** Begin Records supplied **

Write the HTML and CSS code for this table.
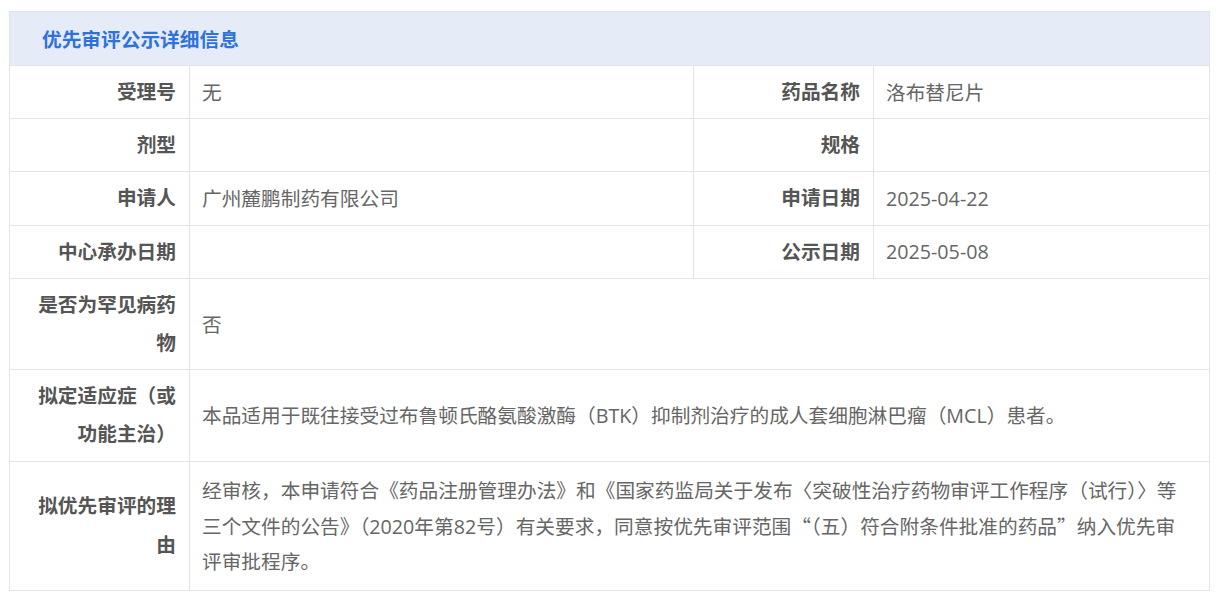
FILE: index.html
```html
<!DOCTYPE html>
<html lang="zh-CN">
<head>
<meta charset="utf-8">
<title>优先审评公示详细信息</title>
<link rel="stylesheet" href="styles.css">
</head>
<body>
<div class="page">
  <table class="info">
    <colgroup>
      <col class="c-label"><col class="c-val1"><col class="c-label"><col class="c-val2">
    </colgroup>
    <thead>
      <tr><th class="title" colspan="4">优先审评公示详细信息</th></tr>
    </thead>
    <tbody>
      <tr>
        <td class="lbl">受理号</td><td class="val">无</td>
        <td class="lbl">药品名称</td><td class="val">洛布替尼片</td>
      </tr>
      <tr>
        <td class="lbl">剂型</td><td class="val"></td>
        <td class="lbl">规格</td><td class="val"></td>
      </tr>
      <tr>
        <td class="lbl">申请人</td><td class="val">广州麓鹏制药有限公司</td>
        <td class="lbl">申请日期</td><td class="val">2025-04-22</td>
      </tr>
      <tr>
        <td class="lbl">中心承办日期</td><td class="val"></td>
        <td class="lbl">公示日期</td><td class="val">2025-05-08</td>
      </tr>
      <tr>
        <td class="lbl">是否为罕见病药物</td><td class="val" colspan="3">否</td>
      </tr>
      <tr>
        <td class="lbl">拟定适应症（或功能主治）</td><td class="val" colspan="3">本品适用于既往接受过布鲁顿氏酪氨酸激酶（BTK）抑制剂治疗的成人套细胞淋巴瘤（MCL）患者。</td>
      </tr>
      <tr>
        <td class="lbl">拟优先审评的理由</td><td class="val val-long" colspan="3">经审核，本申请符合《药品注册管理办法》和《国家药监局关于发布〈突破性治疗药物审评工作程序（试行）〉等三个文件的公告》（2020年第82号）有关要求，同意按优先审评范围<span class="cjk">“</span>（五）符合附条件批准的药品<span class="cjk">”</span>纳入优先审评审批程序。</td>
      </tr>
    </tbody>
  </table>
</div>
</body>
</html>
```

FILE: styles.css
```css
html, body {
  margin: 0;
  padding: 0;
  background: #ffffff;
}

.page {
  padding: 11px 12px 0 9px;
  font-family: "Open Sans", "Noto Sans CJK SC", sans-serif;
}

.info {
  width: 1200px;
  border-collapse: collapse;
  table-layout: fixed;
}

.c-label { width: 180px; }
.c-val1 { width: 504px; }
.c-val2 { width: 336px; }

.title {
  height: 53px;
  padding: 0 0 0 32px;
  text-align: left;
  background: #e5ecf8;
  color: #2f72dc;
  font-size: 19.7px;
  font-weight: bold;
  border: 1px solid #dfe3ea;
  vertical-align: middle;
}

.info td {
  border: 1px solid #e4e4e4;
  font-size: 19.7px;
  vertical-align: middle;
}

.lbl {
  padding: 7px 13px 7px 24px;
  text-align: right;
  font-weight: bold;
  color: #555555;
  line-height: 38.2px;
}

.val {
  padding: 7px 16px 7px 12px;
  text-align: left;
  color: #666666;
  line-height: 35px;
}

.val-long {
  padding-top: 11px;
  padding-bottom: 11px;
}

.cjk {
  font-family: "Noto Sans CJK SC", sans-serif;
}
```
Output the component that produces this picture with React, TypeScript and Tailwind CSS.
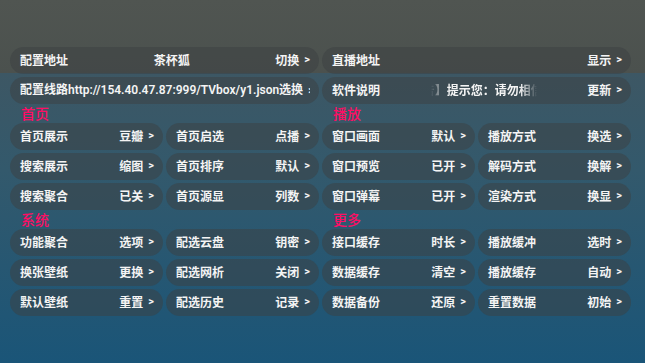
import React from "react";

type Item = { label: string; value: string };

const FONT = "font-['Roboto','Noto_Sans_CJK_SC',sans-serif]";

function Arrow() {
  return <span className="ml-[5px] text-[11px] font-bold">&gt;</span>;
}

const PILL =
  "flex h-[27px] items-center rounded-full bg-[#3b3f42]/50 pl-[10px] pr-[9px] text-[12px] font-semibold text-[#f4f4f4]";

function Pill({ label, value }: Item) {
  return (
    <div className={PILL}>
      <span className="whitespace-nowrap">{label}</span>
      <span className="flex-1" />
      <span className="flex items-center whitespace-nowrap">
        {value}
        <Arrow />
      </span>
    </div>
  );
}

function SectionLabel({ text }: { text: string }) {
  return (
    <div className="col-span-2 h-[13px] pl-[11px] text-[14px] leading-[14px] font-medium text-[#ff0d64]">
      {text}
    </div>
  );
}

const block1: Item[][] = [
  [
    { label: "首页展示", value: "豆瓣" },
    { label: "首页启选", value: "点播" },
    { label: "窗口画面", value: "默认" },
    { label: "播放方式", value: "换选" },
  ],
  [
    { label: "搜索展示", value: "缩图" },
    { label: "首页排序", value: "默认" },
    { label: "窗口预览", value: "已开" },
    { label: "解码方式", value: "换解" },
  ],
  [
    { label: "搜索聚合", value: "已关" },
    { label: "首页源显", value: "列数" },
    { label: "窗口弹幕", value: "已开" },
    { label: "渲染方式", value: "换显" },
  ],
];

const block2: Item[][] = [
  [
    { label: "功能聚合", value: "选项" },
    { label: "配选云盘", value: "钥密" },
    { label: "接口缓存", value: "时长" },
    { label: "播放缓冲", value: "选时" },
  ],
  [
    { label: "换张壁纸", value: "更换" },
    { label: "配选网析", value: "关闭" },
    { label: "数据缓存", value: "清空" },
    { label: "播放缓存", value: "自动" },
  ],
  [
    { label: "默认壁纸", value: "重置" },
    { label: "配选历史", value: "记录" },
    { label: "数据备份", value: "还原" },
    { label: "重置数据", value: "初始" },
  ],
];

export default function App() {
  return (
    <div
      className={`h-[363px] w-[645px] overflow-hidden bg-[linear-gradient(180deg,#505551_0px,#4b514e_73px,#3d5764_73px,#33596c_170px,#1a5578_363px)] ${FONT}`}
    >
      <div className="grid grid-cols-4 gap-x-[3px] gap-y-[3px] pl-[10px] pr-[14px] pt-[47px]">
        {/* row 1 */}
        <div className={`col-span-2 ${PILL}`}>
          <span className="whitespace-nowrap">配置地址</span>
          <span className="flex-1 text-center whitespace-nowrap">茶杯狐</span>
          <span className="flex items-center whitespace-nowrap">
            切换
            <Arrow />
          </span>
        </div>
        <div className={`col-span-2 ${PILL}`}>
          <span className="whitespace-nowrap">直播地址</span>
          <span className="flex-1" />
          <span className="flex items-center whitespace-nowrap">
            显示
            <Arrow />
          </span>
        </div>

        {/* row 2 */}
        <div className={`col-span-2 ${PILL}`}>
          <div className="min-w-0 flex-1 overflow-hidden whitespace-nowrap">
            配置线路http://154.40.47.87:999/TVbox/y1.json选换
            <span className="ml-[5px] text-[11px] font-bold">&gt;</span>
          </div>
        </div>
        <div className={`col-span-2 ${PILL}`}>
          <span className="whitespace-nowrap">软件说明</span>
          <div className="flex min-w-0 flex-1 justify-center">
            <div className="w-[106px] overflow-hidden whitespace-nowrap [mask-image:linear-gradient(to_right,transparent_0%,black_16%,black_84%,transparent_100%)]">
              <span className="-ml-[8px] inline-block">告】提示您：请勿相信</span>
            </div>
          </div>
          <span className="flex items-center whitespace-nowrap">
            更新
            <Arrow />
          </span>
        </div>

        <SectionLabel text="首页" />
        <SectionLabel text="播放" />
        {block1.flat().map((it, i) => (
          <Pill key={"a" + i} {...it} />
        ))}

        <SectionLabel text="系统" />
        <SectionLabel text="更多" />
        {block2.flat().map((it, i) => (
          <Pill key={"b" + i} {...it} />
        ))}
      </div>
    </div>
  );
}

** End Records supplied **

● The task
Without including the pictures, reproduce all entries exactly.

● Final result
Write the HTML and CSS code for this table.
FILE: index.html
```html
<!DOCTYPE html>
<html lang="zh-CN">
<head>
<meta charset="utf-8">
<title>优先审评公示详细信息</title>
<link rel="stylesheet" href="styles.css">
</head>
<body>
<div class="page">
  <table class="info">
    <colgroup>
      <col class="c-label"><col class="c-val1"><col class="c-label"><col class="c-val2">
    </colgroup>
    <thead>
      <tr><th class="title" colspan="4">优先审评公示详细信息</th></tr>
    </thead>
    <tbody>
      <tr>
        <td class="lbl">受理号</td><td class="val">无</td>
        <td class="lbl">药品名称</td><td class="val">洛布替尼片</td>
      </tr>
      <tr>
        <td class="lbl">剂型</td><td class="val"></td>
        <td class="lbl">规格</td><td class="val"></td>
      </tr>
      <tr>
        <td class="lbl">申请人</td><td class="val">广州麓鹏制药有限公司</td>
        <td class="lbl">申请日期</td><td class="val">2025-04-22</td>
      </tr>
      <tr>
        <td class="lbl">中心承办日期</td><td class="val"></td>
        <td class="lbl">公示日期</td><td class="val">2025-05-08</td>
      </tr>
      <tr>
        <td class="lbl">是否为罕见病药物</td><td class="val" colspan="3">否</td>
      </tr>
      <tr>
        <td class="lbl">拟定适应症（或功能主治）</td><td class="val" colspan="3">本品适用于既往接受过布鲁顿氏酪氨酸激酶（BTK）抑制剂治疗的成人套细胞淋巴瘤（MCL）患者。</td>
      </tr>
      <tr>
        <td class="lbl">拟优先审评的理由</td><td class="val val-long" colspan="3">经审核，本申请符合《药品注册管理办法》和《国家药监局关于发布〈突破性治疗药物审评工作程序（试行）〉等三个文件的公告》（2020年第82号）有关要求，同意按优先审评范围<span class="cjk">“</span>（五）符合附条件批准的药品<span class="cjk">”</span>纳入优先审评审批程序。</td>
      </tr>
    </tbody>
  </table>
</div>
</body>
</html>
```

FILE: styles.css
```css
html, body {
  margin: 0;
  padding: 0;
  background: #ffffff;
}

.page {
  padding: 11px 12px 0 9px;
  font-family: "Open Sans", "Noto Sans CJK SC", sans-serif;
}

.info {
  width: 1200px;
  border-collapse: collapse;
  table-layout: fixed;
}

.c-label { width: 180px; }
.c-val1 { width: 504px; }
.c-val2 { width: 336px; }

.title {
  height: 53px;
  padding: 0 0 0 32px;
  text-align: left;
  background: #e5ecf8;
  color: #2f72dc;
  font-size: 19.7px;
  font-weight: bold;
  border: 1px solid #dfe3ea;
  vertical-align: middle;
}

.info td {
  border: 1px solid #e4e4e4;
  font-size: 19.7px;
  vertical-align: middle;
}

.lbl {
  padding: 7px 13px 7px 24px;
  text-align: right;
  font-weight: bold;
  color: #555555;
  line-height: 38.2px;
}

.val {
  padding: 7px 16px 7px 12px;
  text-align: left;
  color: #666666;
  line-height: 35px;
}

.val-long {
  padding-top: 11px;
  padding-bottom: 11px;
}

.cjk {
  font-family: "Noto Sans CJK SC", sans-serif;
}
```
Output the component that produces this picture with React, TypeScript and Tailwind CSS.
import React from "react";

type Item = { label: string; value: string };

const FONT = "font-['Roboto','Noto_Sans_CJK_SC',sans-serif]";

function Arrow() {
  return <span className="ml-[5px] text-[11px] font-bold">&gt;</span>;
}

const PILL =
  "flex h-[27px] items-center rounded-full bg-[#3b3f42]/50 pl-[10px] pr-[9px] text-[12px] font-semibold text-[#f4f4f4]";

function Pill({ label, value }: Item) {
  return (
    <div className={PILL}>
      <span className="whitespace-nowrap">{label}</span>
      <span className="flex-1" />
      <span className="flex items-center whitespace-nowrap">
        {value}
        <Arrow />
      </span>
    </div>
  );
}

function SectionLabel({ text }: { text: string }) {
  return (
    <div className="col-span-2 h-[13px] pl-[11px] text-[14px] leading-[14px] font-medium text-[#ff0d64]">
      {text}
    </div>
  );
}

const block1: Item[][] = [
  [
    { label: "首页展示", value: "豆瓣" },
    { label: "首页启选", value: "点播" },
    { label: "窗口画面", value: "默认" },
    { label: "播放方式", value: "换选" },
  ],
  [
    { label: "搜索展示", value: "缩图" },
    { label: "首页排序", value: "默认" },
    { label: "窗口预览", value: "已开" },
    { label: "解码方式", value: "换解" },
  ],
  [
    { label: "搜索聚合", value: "已关" },
    { label: "首页源显", value: "列数" },
    { label: "窗口弹幕", value: "已开" },
    { label: "渲染方式", value: "换显" },
  ],
];

const block2: Item[][] = [
  [
    { label: "功能聚合", value: "选项" },
    { label: "配选云盘", value: "钥密" },
    { label: "接口缓存", value: "时长" },
    { label: "播放缓冲", value: "选时" },
  ],
  [
    { label: "换张壁纸", value: "更换" },
    { label: "配选网析", value: "关闭" },
    { label: "数据缓存", value: "清空" },
    { label: "播放缓存", value: "自动" },
  ],
  [
    { label: "默认壁纸", value: "重置" },
    { label: "配选历史", value: "记录" },
    { label: "数据备份", value: "还原" },
    { label: "重置数据", value: "初始" },
  ],
];

export default function App() {
  return (
    <div
      className={`h-[363px] w-[645px] overflow-hidden bg-[linear-gradient(180deg,#505551_0px,#4b514e_73px,#3d5764_73px,#33596c_170px,#1a5578_363px)] ${FONT}`}
    >
      <div className="grid grid-cols-4 gap-x-[3px] gap-y-[3px] pl-[10px] pr-[14px] pt-[47px]">
        {/* row 1 */}
        <div className={`col-span-2 ${PILL}`}>
          <span className="whitespace-nowrap">配置地址</span>
          <span className="flex-1 text-center whitespace-nowrap">茶杯狐</span>
          <span className="flex items-center whitespace-nowrap">
            切换
            <Arrow />
          </span>
        </div>
        <div className={`col-span-2 ${PILL}`}>
          <span className="whitespace-nowrap">直播地址</span>
          <span className="flex-1" />
          <span className="flex items-center whitespace-nowrap">
            显示
            <Arrow />
          </span>
        </div>

        {/* row 2 */}
        <div className={`col-span-2 ${PILL}`}>
          <div className="min-w-0 flex-1 overflow-hidden whitespace-nowrap">
            配置线路http://154.40.47.87:999/TVbox/y1.json选换
            <span className="ml-[5px] text-[11px] font-bold">&gt;</span>
          </div>
        </div>
        <div className={`col-span-2 ${PILL}`}>
          <span className="whitespace-nowrap">软件说明</span>
          <div className="flex min-w-0 flex-1 justify-center">
            <div className="w-[106px] overflow-hidden whitespace-nowrap [mask-image:linear-gradient(to_right,transparent_0%,black_16%,black_84%,transparent_100%)]">
              <span className="-ml-[8px] inline-block">告】提示您：请勿相信</span>
            </div>
          </div>
          <span className="flex items-center whitespace-nowrap">
            更新
            <Arrow />
          </span>
        </div>

        <SectionLabel text="首页" />
        <SectionLabel text="播放" />
        {block1.flat().map((it, i) => (
          <Pill key={"a" + i} {...it} />
        ))}

        <SectionLabel text="系统" />
        <SectionLabel text="更多" />
        {block2.flat().map((it, i) => (
          <Pill key={"b" + i} {...it} />
        ))}
      </div>
    </div>
  );
}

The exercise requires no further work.